The sector wide declines in total value per hour, C, are the result of deflation in the cost of the materials required for production.  The  increased ratio of surplus value, i.e. the reduction in the time necessary for reproducing the value of the laborer, the wage and fringe,  and the reduction in the cost of materials have combined to boost the rate of production profit.  The offsetting tendencies generated by the earlier decline in the rate of profit itself have generated something that might look like recovery if only...

If only the decline in the cost of inputs into production was not a manifestation of the devaluation of capital; if only the decline in the cost of inputs was not the result of overproduction beyond capital's capacity for accumulation; if only the increase in the relative profit, under the previous two conditions, would not translate, in just one or two tomorrows (like 2015, and 2016) to a decline in the absolute profit, in the mass of profit, which it will, which it must. 

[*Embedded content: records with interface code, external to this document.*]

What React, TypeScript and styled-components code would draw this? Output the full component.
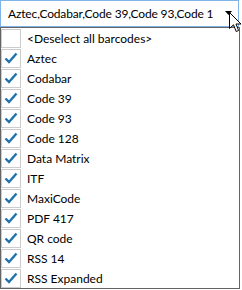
import styled, { createGlobalStyle } from "styled-components";

const Global = createGlobalStyle`
  html, body {
    margin: 0;
    background: #ffffff;
    font-family: Lato, "Noto Sans", sans-serif;
  }
`;

const Page = styled.div`
  position: relative;
  width: 242px;
  height: 290px;
  overflow: hidden;
`;

const Combo = styled.div`
  box-sizing: border-box;
  width: 239px;
  height: 27px;
  border: 1px solid #7eb4ea;
  display: flex;
  align-items: center;
  padding: 0 6px 0 7px;
`;

const ComboText = styled.div`
  flex: 1;
  overflow: hidden;
  white-space: nowrap;
  font-size: 12px;
  letter-spacing: -0.15px;
  color: #000;
  line-height: 25px;
`;

const Arrow = styled.svg`
  flex: none;
  margin-left: 2px;
  margin-bottom: 1px;
`;

const List = styled.div`
  box-sizing: border-box;
  width: 240px;
  border: 1px solid #646464;
  display: flex;
  flex-direction: column;
`;

const Row = styled.div`
  height: 20px;
  display: flex;
  align-items: center;
  gap: 6px;
  font-size: 12px;
  color: #000;
`;

const Box = styled.div`
  box-sizing: border-box;
  width: 20px;
  height: 19px;
  border: 1px solid #cccccc;
  display: flex;
  align-items: center;
  justify-content: center;
`;

const Cursor = styled.svg`
  position: absolute;
  left: 229px;
  top: 12px;
`;

const items = [
  "Aztec",
  "Codabar",
  "Code 39",
  "Code 93",
  "Code 128",
  "Data Matrix",
  "ITF",
  "MaxiCode",
  "PDF 417",
  "QR code",
  "RSS 14",
  "RSS Expanded",
];

const Check = () => (
  <svg width="14" height="12" viewBox="0 0 14 12">
    <path d="M1.5 6.5 L5 10 L12.5 1.5" fill="none" stroke="#1f74b0" strokeWidth="2.4" />
  </svg>
);

export default function App() {
  return (
    <Page>
      <Global />
      <Combo>
        <ComboText>Aztec,Codabar,Code 39,Code 93,Code 1</ComboText>
        <Arrow width="7" height="4" viewBox="0 0 7 4">
          <path d="M0 0 H7 L3.5 4 Z" fill="#000" />
        </Arrow>
      </Combo>
      <List>
        <Row>
          <Box />
          <span>&lt;Deselect all barcodes&gt;</span>
        </Row>
        {items.map((name) => (
          <Row key={name}>
            <Box>
              <Check />
            </Box>
            <span>{name}</span>
          </Row>
        ))}
      </List>
      <Cursor width="13" height="21" viewBox="0 0 13 21">
        <path
          d="M0.5 0.5 V16.5 L4.5 12.8 L7.2 19.5 L9.6 18.5 L7 12 H12 Z"
          fill="#fff"
          stroke="#000"
          strokeWidth="1"
        />
      </Cursor>
    </Page>
  );
}
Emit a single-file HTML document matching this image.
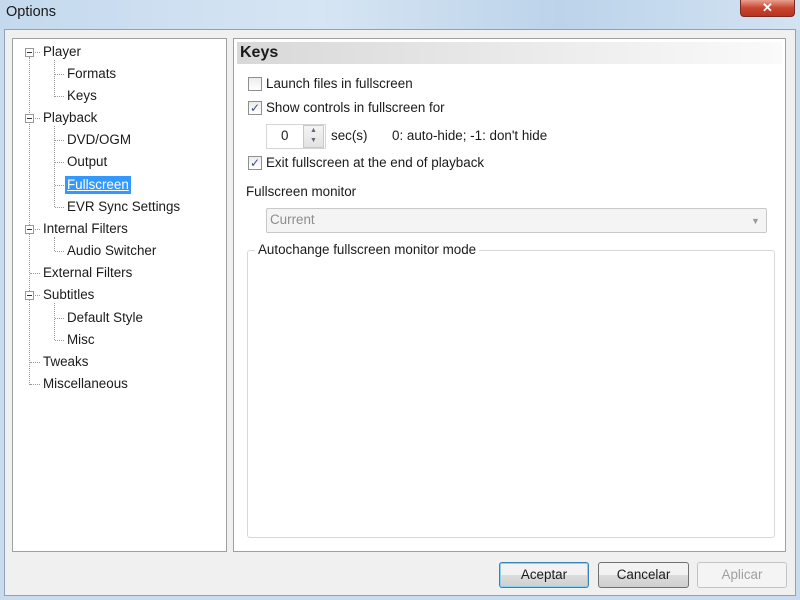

We have come to the point where the offsetting tendencies generated by the decline in the rate of profit have made manifest the chronic tendency of capitalism toward overproduction and devaluation.  

In his Grundrisse, Marx writes:
On the one side, then, it calls to life all the powers of science and of nature, as of social combination and of social intercourse, in order to make the creation of wealth independent (relatively) of the labour time employed on it. On the other side, it wants to use labour time as the measuring rod for the giant social forces thereby created, and to confine them within the limits required to maintain the already created value as value.(Notebook VII, p.706).
Sometimes I wonder if even Marx realized how right he was-- capital must confine the giant social forces created within the limits required to maintain the already created value as value.  Yet in these very, and various,  attempts devaluation is the "ultimate" commodity.